The Metropolitan Opera has a dazzling new coloratura soprano. She is Atlanta-born Mattiwilda Dobbs, 31, pert, appealing to the eye, solacing to the most opera-worn ear. She made her debut as Gilda in Rigoletto last week, and the event was doubly important, for she is the first Negro to sing a romantic lead at the Met.*
Rigoletto, despite some of the most grippingly grisly melodrama in grand opera, is distinctly dated. Whenever Gilda has a spare moment, the orchestra lapses into a kind of soft-shoe accompaniment, leaving wide-open spaces for her graceful vocal glides and glitters. Soprano Dobbs sounded smooth as cashmere beside the tweedy textures of Tenor Jan Peerce and Baritone Leonard Warren. Her phrasing was always neat and true; in lyrical passages her voice floated with never an edge. In Verdi’s showy old coloratura bits, e.g., Caro Nome, it glittered clear and bright as a glockenspiel in a football band. She was nervous at first—her vibrato was fast as a canary’s, and she heaved her pretty bosom with each breath, which is not regarded good form—but she stopped the show several times, and the bravos rang out like pistol shots when she finished.

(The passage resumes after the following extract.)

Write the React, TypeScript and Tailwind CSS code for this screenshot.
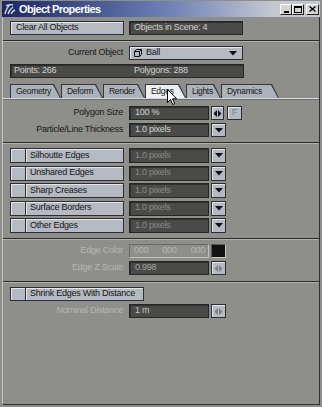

Soprano Dobbs has traveled as far and fast as her admirers could have hoped, since she bowed at La Scala as Elvira in Rossini’s L’ltaliana in Algeri three years ago (TIME, March 16, 1953). In Europe she has appeared before both opera and concert audiences from Stockholm to Mi lan. While studying in Paris she met her husband, a Spanish journalist named Luis Rodriguez, lost him 14 months later (he died of a liver ailment), two days before she was to sing a command performance of Le Cog d’Or at London’s Covent Garden. She went on (as the Queen of Shema-khan) despite the tragedy, now thinks “singing helped.”
Mattiwilda (a contraction of the names of her maternal grandmother) made her U.S. stage debut with the San Francisco Opera a year ago, was back in Covent Garden last February when word came that the Met wanted her to sing four Gildas this season. She was asked to keep it a secret until the opera made the announcement, so her only celebration was to sing “especially well that night.”
*Famed Contralto Marian Anderson broke the singers’ color barrier two years ago in the role of the Negro Ulrica in Verdi’s Un Ballo in Maschera. Three weeks later, Baritone Robert McFerrin made his Met debut as Amonasro in Aïda. Ballerina Janet Collins was the first Negro ever to be featured at the Met (in 1951), also in Aïda.